Excellent as always, Ted. I'm reminded of the late John Hughes's wonderful book "The Culture of Complaint," where he talked about "the two PCs": "political correctness" and "patriotic correctness." Two sides of the same coin, I'd say.

Thanks Alan, I will have to check out the book.

And Dr. Bramhall, I agree with everything you said. I have fundamentalist friends who insist we owe our "freedom" to conformity-demanding religion and that it is the democratic state -- or as they always put it, the "big government" -- that steals our freedom by protecting us from these American ayatollahs. And so, when conservatives like George Will complain about liberal "censorship" it is because censorship of heretical ideas is a job conservatives have reserved for themselves.
All societies have rather a lot of structure, as to the need to organize what debates one could have that would be useful to decision-making, because of the Condorcet Paradox issue.
Some people want things a certain way tied to the past, in the old days on the grounds like Burke that if one didn't maintain those ties, bad things would follow as to anarchy. That might be too literally conservative, although Plato wasn't a moron, and had basically the same rationale for "The Noble Lie," and Aristotle wasn't too far from him, nor was Madison in Federalist 10.
There is a difference between the political correctness that you find in the Republican party and conservatism in general, and the PC that exists on many university campuses. The PC you (rightly) discuss has to do with the expectation that well-known members of a political party or movement should "toe the line" in their writing and public appearances.

The PC that exists on university campuses is, I think, much more insidious and harmful. Campus PC can operate down to the microscopic level, all the way down to a student being rebuked for "openly" reading a book with an "offensive" cover, even though the book itself was not offensive; quite the opposite. For campus political correctness the net is woven so tightly that the slightest comment, attitude, expression, or image can be found "offensive" enough to trigger an investigation and punishment.

With all due respect, this is NOT your garden-variety bureaucratic stupidity. It's more like 1984 or the Red Guards in that it attempts to turn everyone into an agent of the Thought Police. Campus PC finds offense where there is none and turns individuals who truly have done nothing wrong into offenders who must in some way atone for these imaginary sins.

There's something very totalitarian about it, and I am personally very thankful that the power of certain college administrators does not extend beyond their ivy-covered walls. But I'm concerned about the students who are the inmates of such a system, some walking on eggshells for fear of persecution, and others turned into hypersensitive snitches who cannot tolerate the slightest hint of a contrary idea.

I will not doubt that going to college in the 1970s and 80s as a student with conservative beliefs I felt some pressure to conform to the larger liberal consensus. But to describe that pressure in 1984-like terms is vastly overwrought.

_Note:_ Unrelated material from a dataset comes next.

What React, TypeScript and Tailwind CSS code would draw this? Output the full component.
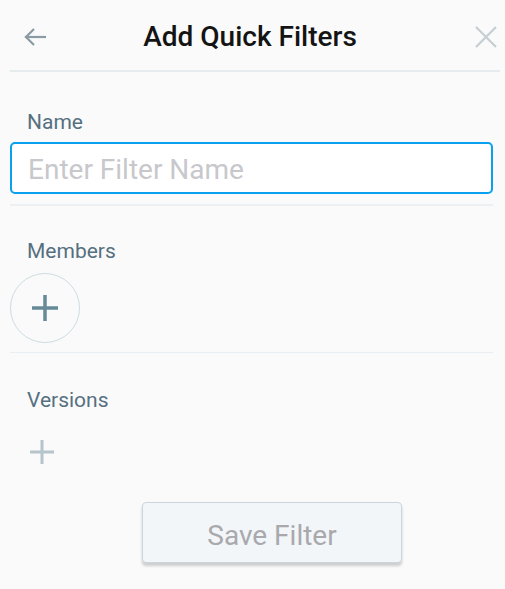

The real censors, as I tried to show in my piece above, are on the right who attack the PC nature of liberals in order to discredit liberal values of open-mindedness and tolerance so as to impose their own rigid right wing conformity. The behavior of the Republican Party and conservative movement today are defined by their dogmatism, as any number of exiled conservatives like Bartlett show. Conservatives attack speech codes on campus meant to prevent some from feeling unwelcome within the academic community at the same time they attack a Fairness Doctrine as a form of censorship because that law tried to give audiences the benefit of hearing both sides of an argument. And conservatives freedom of speech is the freedom to convert and to enforce group solidarity. George Will is no thought-control right winger but in criticizing what he sees as the homogenization of the intellect on college campuses he empowers those whose idea of freedom is the freedom to obey. The truth will set you free, they say, and there is only one truth -- ours.
I have missed your writing, since switching over to Our Salon. Now that I blog on both, it will be good to read your stuff. I have made the same observation about political correctness not being an exclusively liberal-academic phenomenon.
I have missed your writing, since switching over to Our Salon. Now that I blog on both, it will be good to read your stuff. I have made the same observation about political correctness not being an exclusively liberal-academic phenomenon.
I have missed your writing, since switching over to Our Salon. Now that I blog on both, it will be good to read your stuff. I have made the same observation about political correctness not being an exclusively liberal-academic phenomenon.
"Intellectual rigor mortis" as you call is exactly what America needs! Liberal scums are ruining this country with all this intellectual and science stuff. We real conservatives know that we need only two things-the Bible and a gun. All of this other stuff is just corrupting the great Christian nation. College professors are bad. We need to close these colleges and get people back into church ASAP! Colleges encourage women to get jobs and talk back to their husbands. We need them at home making babies and getting dinner ready. College also promotes science and that climate change myth-among other things. My advice is to stay away from college, read the bible and be thankful for the $7 an hour that your boss graciously pays you!
There was another liberal (anti-Viet Nam activist) who turned conservative and organized right wing groups on campus to obstruct the "commie" professors. I forget his name, haven't heard of him recently. His hook was Israel, sensing it was only a matter of time before liberal consensus turned against them, which has now happened, but still to no avail.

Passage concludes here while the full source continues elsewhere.